Japanophilia is the obsession of Japanese culture, people and history. In Japanese, the term for Japanophile is , with "" equivalent to the English prefix 'pro-' and "", meaning "Japan" (as in the word for Japan ). The term was first used as early as the 18th century, switching in scope over time. Its opposite is Japanophobia. The study of Japan is Japanology.

Early usage
The term Japanophile traces back to the late 18th and early 19th centuries, which was before Japan became more open to foreign trade. Carl Peter Thunberg and Philipp Franz von Siebold helped introduce Japanese flora, artworks, and other objects to Europe which spiked interest. Lafcadio Hearn, an Irish-Greek author who made his home in Japan in the 19th century, was described as "a confirmed Japanophile" by Charles E. Tuttle Company in their forewords to several of his books. Others may include Jules Brunet, a French Army officer who played a famous role in the Japanese Boshin War.

20th century
In the first decade of the 20th century, several British writers lauded Japan. In 1904, for example, Beatrice Webb wrote that Japan was a "rising star of human self-control and enlightenment", praising the "innovating collectivism" of the Japanese, and the "uncanny" purposefulness and open-mindedness of its "enlightened professional elite." H. G. Wells similarly named the élite of his A Modern Utopia "samurai". In part, this was a result of the decline of British industrial productivity, with Japan and Germany rising comparatively. Germany was seen as a threat and a rival power, but Japan was seen as a potential ally. The British sought efficiency as the solution to issues of productivity, and after the publication of Alfred Stead's 1906 book Great Japan: A Study of National Efficiency, pundits in Britain looked to Japan for lessons. This interest, however, ended after World War I.

General José Millán-Astray, the founder of the Spanish Legion, stated that the samurai warrior code Bushido exerted a great influence on him. Defining Bushido as "a perfect creed", Millán-Astray said that "the Spanish legionnaire is also a samurai and practices the Bushido essentials: Honor, Valor, Loyalty, Generosity, and Sacrifice", and added that Spain would become a great power like Japan by adhering to the code's principles. He also made a Spanish translation of Inazo Nitobe's book Bushido: The Soul of Japan and a prologue to it.

21st century

In the early 2000s, derogatory slang terms were created to refer to people who are obsessed with Japanese popular culture. The term "wapanese" (from "white Japanese", or possibly also "wannabe Japanese") first emerged in 2002 as a derogatory term for a non-Japanese, particularly white, person who is obsessed with Japanese culture, particularly anime and manga. The term "weeaboo" came from the webcomic The Perry Bible Fellowship, in which the word had no meaning other than something unpleasant. According to an unpublished Master of Arts thesis, an administrator on 4chan added a filter on the site to change "wapanese" to "weeaboo," but users on the site quickly picked up the word and applied it in an abusive way in place of the already existing term "wapanese."

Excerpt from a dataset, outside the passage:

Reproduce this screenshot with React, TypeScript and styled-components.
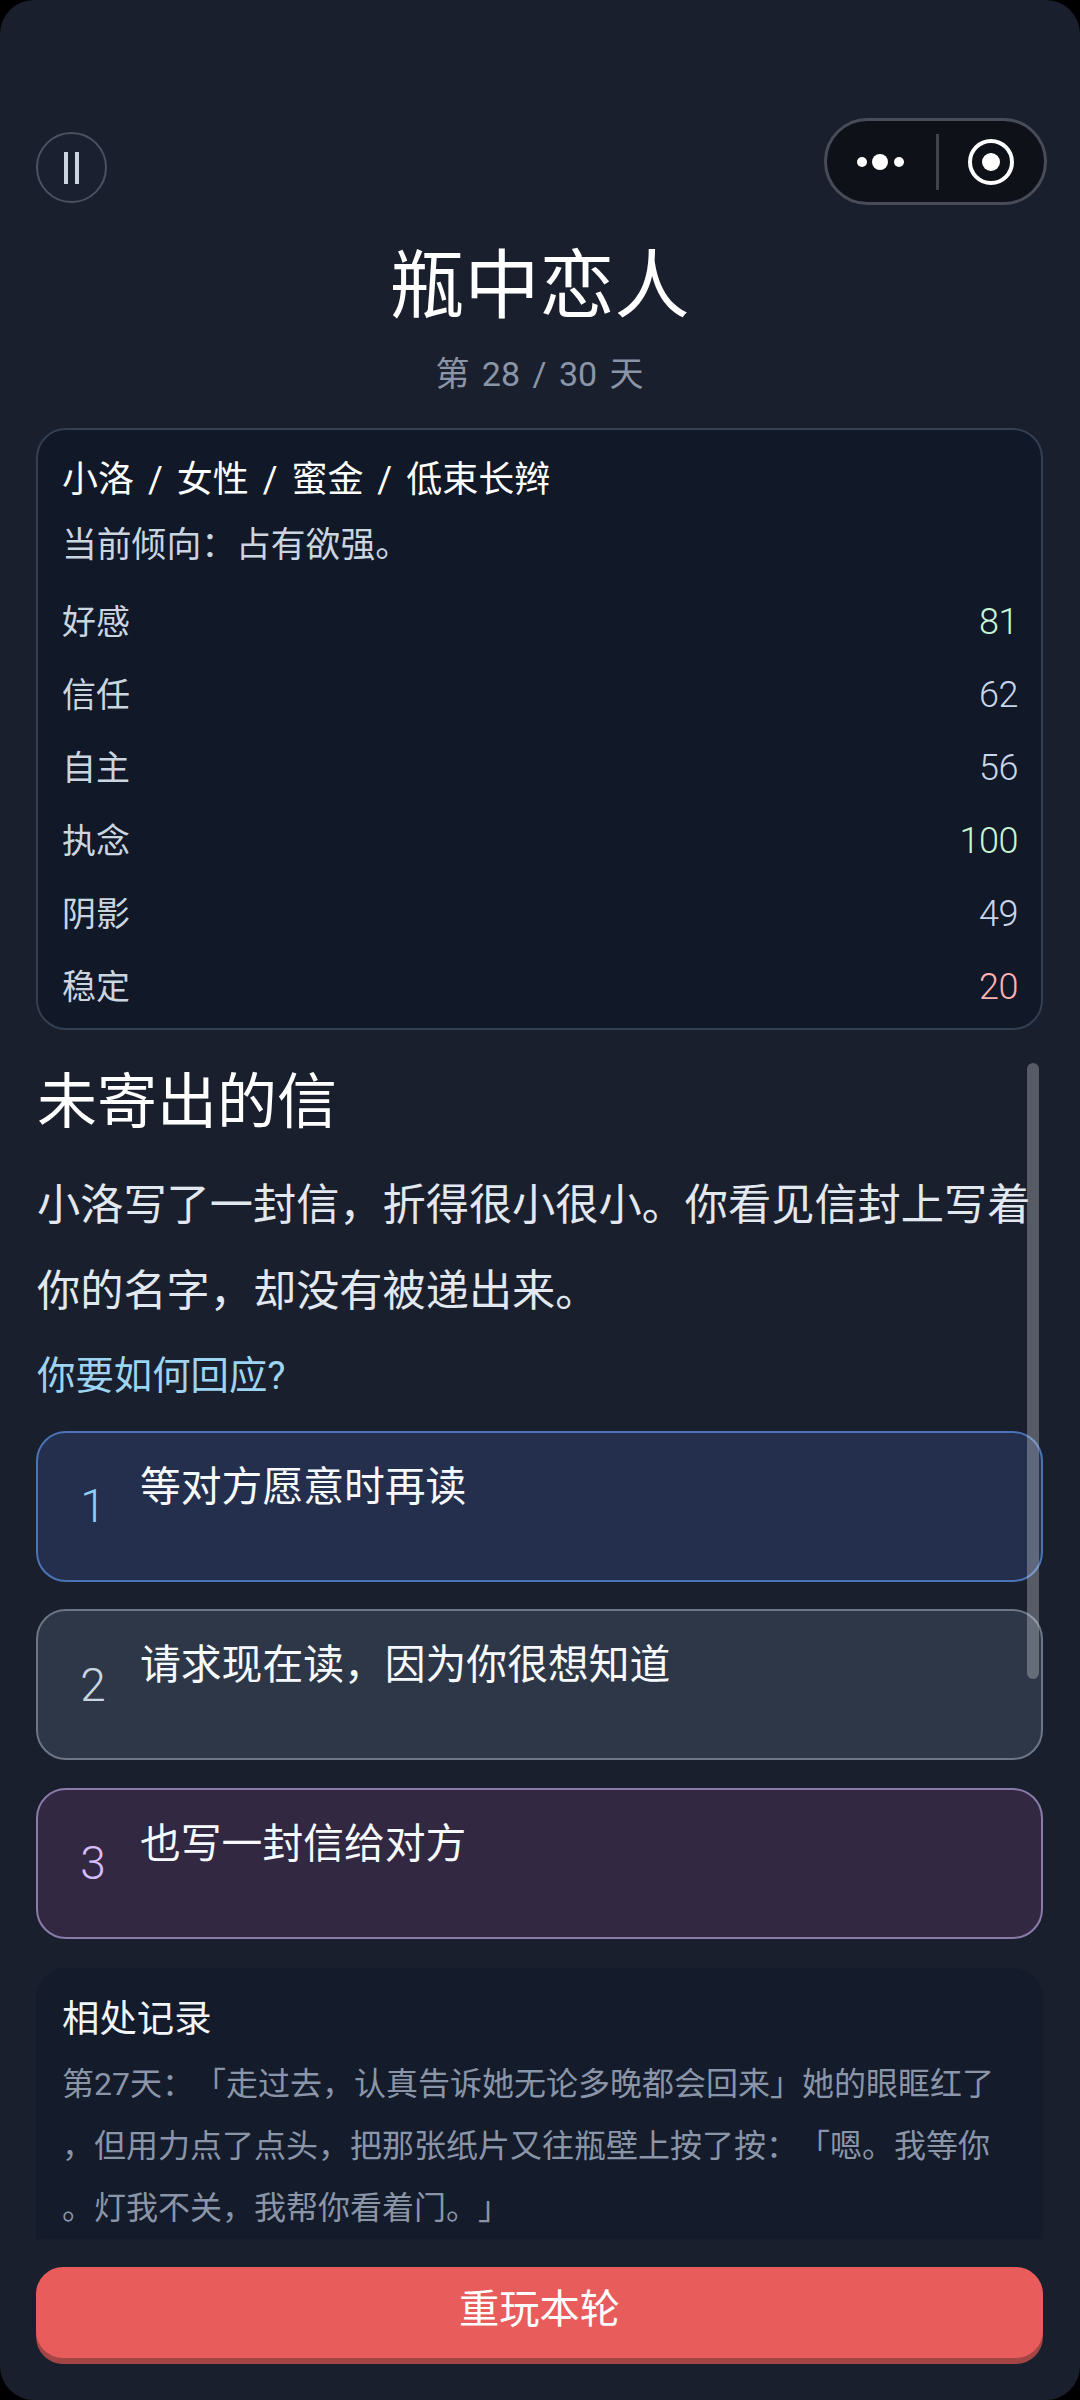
import React from "react";
import styled, { createGlobalStyle } from "styled-components";

const Global = createGlobalStyle`
  html, body { margin: 0; padding: 0; background: #000; }
  body {
    font-family: "Roboto", "Noto Sans CJK SC", sans-serif;
    font-weight: 400;
    text-spacing-trim: space-all;
  }
  * { box-sizing: border-box; }
`;

const Page = styled.div`
  width: 1080px;
  height: 2400px;
  background: #1a1f2d;
  border-radius: 34px;
  padding: 118px 37px 0 36px;
  overflow: hidden;
  color: #fff;
`;
const Header = styled.header`
  display: flex;
  justify-content: space-between;
  align-items: flex-start;
  margin-right: -4px;
`;
const PauseButton = styled.button`
  width: 71px;
  height: 71px;
  margin-top: 14px;
  padding: 0;
  border-radius: 50%;
  border: 2px solid #4a5160;
  background: #1a2030;
  display: flex;
  align-items: center;
  justify-content: center;
  gap: 7px;
`;
const PauseBar = styled.span`
  width: 4px;
  height: 32px;
  background: #cbd5e0;
`;
const Capsule = styled.div`
  width: 223px;
  height: 87px;
  border-radius: 44px;
  border: 3px solid #484c58;
  background: #0e1118;
  display: flex;
  align-items: center;
`;
const CapsuleSegment = styled.div<{ $shift?: number }>`
  flex: 1;
  display: flex;
  align-items: center;
  justify-content: center;
  padding-right: ${(p) => p.$shift ?? 0}px;
`;
const CapsuleDivider = styled.div`
  width: 3px;
  height: 56px;
  background: #3f434d;
`;
const Title = styled.h1`
  margin: 36px 0 0;
  font-size: 75px;
  line-height: 90px;
  font-weight: 400;
  text-align: center;
`;
const Subtitle = styled.div`
  margin-top: 20px;
  font-size: 34px;
  line-height: 46px;
  text-align: center;
  color: #8a95a8;
  word-spacing: 4px;
`;
const StatusCard = styled.section`
  margin-top: 31px;
  height: 602px;
  padding: 25px 23px 6px 24px;
  border: 2px solid #333f52;
  border-radius: 30px;
  background: #111827;
`;
const Name = styled.div`
  font-size: 36px;
  line-height: 50px;
  color: #fff;
  word-spacing: 5px;
`;
const Tendency = styled.div`
  margin: 15px 0 13px;
  font-size: 34.8px;
  line-height: 50px;
  color: #cbd5e0;
`;
const StatRow = styled.div`
  height: 73px;
  display: flex;
  align-items: center;
  justify-content: space-between;
  font-size: 34px;
  color: #cbd5e0;
`;
const StatValue = styled.span<{ $tone: "good" | "plain" | "bad" }>`
  padding-top: 4px;
  font-size: 36px;
  font-weight: 300;
  letter-spacing: -0.5px;
  color: ${(p) => (p.$tone === "good" ? "#c6f6d5" : p.$tone === "bad" ? "#feb2b2" : "#c9d5ea")};
`;
const Scroller = styled.div`
  position: relative;
  margin-top: 37px;
`;
const ScrollThumb = styled.div`
  position: absolute;
  left: 991px;
  top: -4px;
  width: 12px;
  height: 616px;
  border-radius: 6px;
  background: rgba(255, 255, 255, 0.27);
`;
const SceneTitle = styled.h2`
  margin: 0;
  padding-left: 1px;
  font-size: 60px;
  line-height: 72px;
  font-weight: 400;
`;
const Story = styled.p`
  margin: 24px 0 0;
  padding-left: 1px;
  font-size: 43.2px;
  line-height: 86.4px;
  color: #e2e8f0;
`;
const Question = styled.div`
  margin-top: 15.5px;
  padding-left: 1px;
  font-size: 38.4px;
  line-height: 50px;
  color: #9dd4f2;
`;
const Options = styled.div`
  margin-top: 29.5px;
  display: flex;
  flex-direction: column;
  gap: 27.5px;
`;
const Option = styled.div<{ $bg: string; $line: string }>`
  height: 151px;
  display: flex;
  align-items: center;
  padding-left: 8px;
  border: 2px solid ${(p) => p.$line};
  border-radius: 30px;
  background: ${(p) => p.$bg};
`;
const OptionNumber = styled.span<{ $color: string }>`
  width: 94px;
  text-align: center;
  font-size: 46px;
  font-weight: 300;
  color: ${(p) => p.$color};
`;
const OptionText = styled.span`
  align-self: flex-start;
  margin-top: 26px;
  font-size: 40.8px;
  line-height: 56px;
  color: #f7fafc;
`;
const Record = styled.section`
  margin-top: 29px;
  height: 271px;
  padding: 26px 26px 0;
  border-radius: 30px 30px 0 0;
  background: #141b2b;
  overflow: hidden;
`;
const RecordTitle = styled.div`
  font-size: 37.4px;
  line-height: 50px;
  color: #f1f5f9;
`;
const RecordText = styled.p`
  margin: 9px 0 0;
  font-size: 32px;
  line-height: 62px;
  color: #8a95a8;
  line-break: anywhere;
`;
const ReplayButton = styled.button`
  display: block;
  width: 100%;
  height: 91px;
  margin-top: 28px;
  padding: 0 0 5px;
  border: 0;
  border-radius: 27px;
  background: #e95c5c;
  box-shadow: 0 6px 0 #a34545;
  color: #fff;
  font-family: inherit;
  font-size: 40.3px;
  line-height: 56px;
`;

const stats: { label: string; value: number; tone: "good" | "plain" | "bad" }[] = [
  { label: "好感", value: 81, tone: "good" },
  { label: "信任", value: 62, tone: "plain" },
  { label: "自主", value: 56, tone: "plain" },
  { label: "执念", value: 100, tone: "good" },
  { label: "阴影", value: 49, tone: "plain" },
  { label: "稳定", value: 20, tone: "bad" },
];

const options = [
  { n: 1, text: "等对方愿意时再读", bg: "#242f4d", line: "#4a74b5", color: "#90cdf4" },
  { n: 2, text: "请求现在读\uFF0C因为你很想知道", bg: "#2d3748", line: "#6b7687", color: "#cbd5e0" },
  { n: 3, text: "也写一封信给对方", bg: "#322841", line: "#8a7bab", color: "#d6bcfa" },
];

const tendency = "当前倾向\uFF1A占有欲强。";
const story = "小洛写了一封信\uFF0C折得很小很小。你看见信封上写着你的名字\uFF0C却没有被递出来。";
const record =
  "第27天\uFF1A「走过去\uFF0C认真告诉她无论多晚都会回来」她的眼眶红了\uFF0C但用力点了点头\uFF0C把那张纸片又往瓶壁上按了按\uFF1A「嗯。我等你。灯我不关\uFF0C我帮你看着门。」";

export default function App() {
  return (
    <Page>
      <Global />
      <Header>
        <PauseButton aria-label="暂停">
          <PauseBar />
          <PauseBar />
        </PauseButton>
        <Capsule>
          <CapsuleSegment $shift={3}>
            <svg width="50" height="20" viewBox="0 0 50 20">
              <circle cx="7" cy="10" r="5" fill="#fff" />
              <circle cx="25" cy="10" r="8" fill="#fff" />
              <circle cx="44" cy="10" r="5" fill="#fff" />
            </svg>
          </CapsuleSegment>
          <CapsuleDivider />
          <CapsuleSegment>
            <svg width="48" height="48" viewBox="0 0 48 48">
              <circle cx="24" cy="24" r="21" fill="none" stroke="#fff" strokeWidth="4" />
              <circle cx="24" cy="24" r="9" fill="#fff" />
            </svg>
          </CapsuleSegment>
        </Capsule>
      </Header>
      <Title>瓶中恋人</Title>
      <Subtitle>第 28 / 30 天</Subtitle>
      <StatusCard>
        <Name>小洛 / 女性 / 蜜金 / 低束长辫</Name>
        <Tendency>{tendency}</Tendency>
        {stats.map((s) => (
          <StatRow key={s.label}>
            <span>{s.label}</span>
            <StatValue $tone={s.tone}>{s.value}</StatValue>
          </StatRow>
        ))}
      </StatusCard>
      <Scroller>
        <ScrollThumb />
        <SceneTitle>未寄出的信</SceneTitle>
        <Story>{story}</Story>
        <Question>你要如何回应?</Question>
        <Options>
          {options.map((o) => (
            <Option key={o.n} $bg={o.bg} $line={o.line}>
              <OptionNumber $color={o.color}>{o.n}</OptionNumber>
              <OptionText>{o.text}</OptionText>
            </Option>
          ))}
        </Options>
        <Record>
          <RecordTitle>相处记录</RecordTitle>
          <RecordText>{record}</RecordText>
        </Record>
      </Scroller>
      <ReplayButton>重玩本轮</ReplayButton>
    </Page>
  );
}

A shortened version of the term, "weeb", has also seen increased usage on the Internet in recent years, usually referring to people who are fans of aspects of Japanese pop culture such as anime, visual novels, manga, and light novels. The term "weeb," while originally derogatory, have also been reclaimed by some of those to whom they originally referred, seeing increased usage by fans of Japanese media to refer to themselves in an ironic or self-deprecating fashion. 

Kim Morrissy of the media company Crunchyroll wrote that the use of the word otaku (person with consuming interests) in anime fandom can be hindered by the belief of some Westerners that its use constitutes cultural appropriation and that it can only refer to a Japanese person. 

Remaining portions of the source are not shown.